The social work PhD study programme at Tallinn University was first registered in 1997 and this is the only PhD level study programme in social work in Estonia and in Baltic states. In 2014 the Tallinn University was granted the unconditional right in Estonia to teach in the field of social services at the PhD level.

The objectives of the study programme are: to create opportunities for acquiring the highest scientific qualification in social work; to support development of competencies for professional career as an independent expert in the field of social work; to create pre-conditions for the development of a new generation of researchers and lecturers with independent research skills for institutions of higher education and for social welfare and health institutions.

The study programme contains four modules: (1) General courses (e.g. research methodology; philosophy and methodology in social sciences; academic writing; seminars on research methods) (2) Core courses (e.g. research and development in social work; interdisciplinary doctoral seminars of social sciences; research seminar on professional terminology; research seminar on public health); (3) Individual courses (e.g. seminars, trainings, summer schools etc on specific research designs and methods); (4) Doctoral thesis.

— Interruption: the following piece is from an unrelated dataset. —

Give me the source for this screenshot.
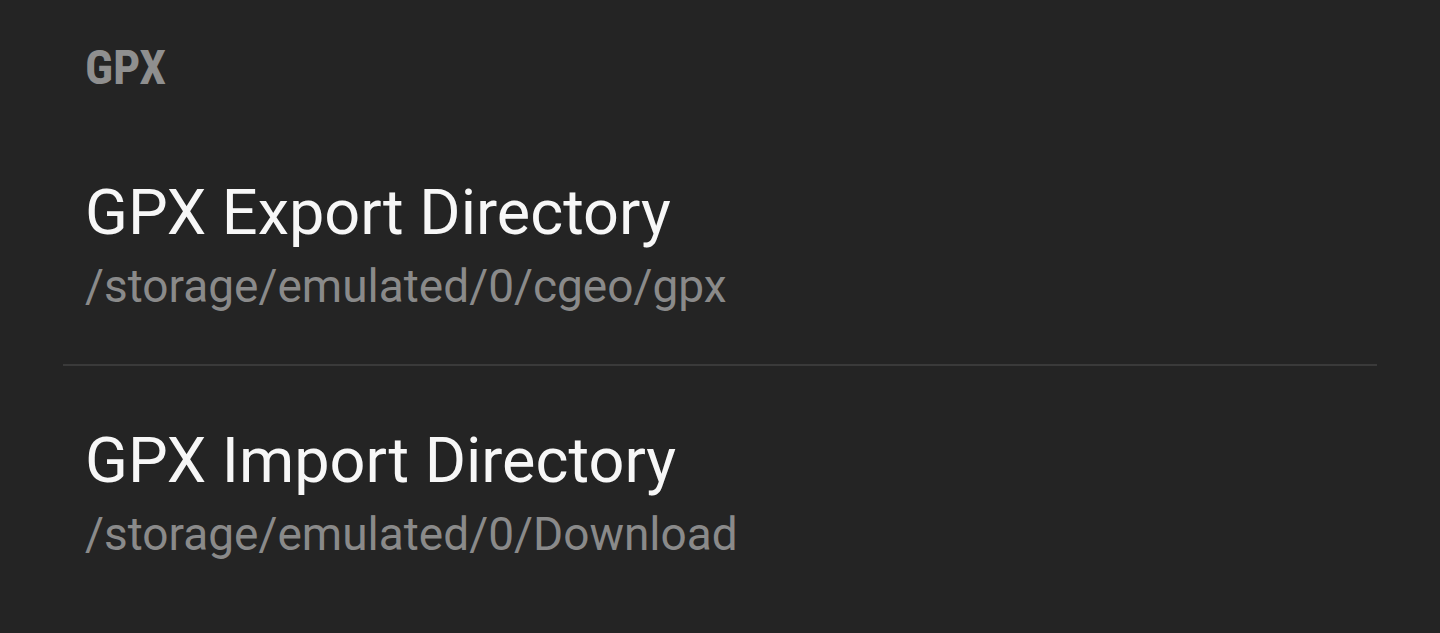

The crucial keywords in PhD studies and writing doctoral thesis are internationalisation and academic networking. These involve (international) doctoral schools and networks as well as studying abroad opportunities. Firstly, the study programme belongs to the Nordic Baltic Doctoral Network in Social Work (NBSW). The NBSW organises annually summer schools on specific subjects relevant to social work. In 2018 the summer school was organised by Tallinn University (topic: “Multi-disciplinarity and multi-positioning in social work research – balancing closeness and distance”). Secondly, social work study programme belongs to the national network of the doctoral school of behavioural, social and health sciences. Thirdly, PhD students are encouraged among others with scholarships to broaden their individual academic networks by participating in international courses, conferences and studying abroad.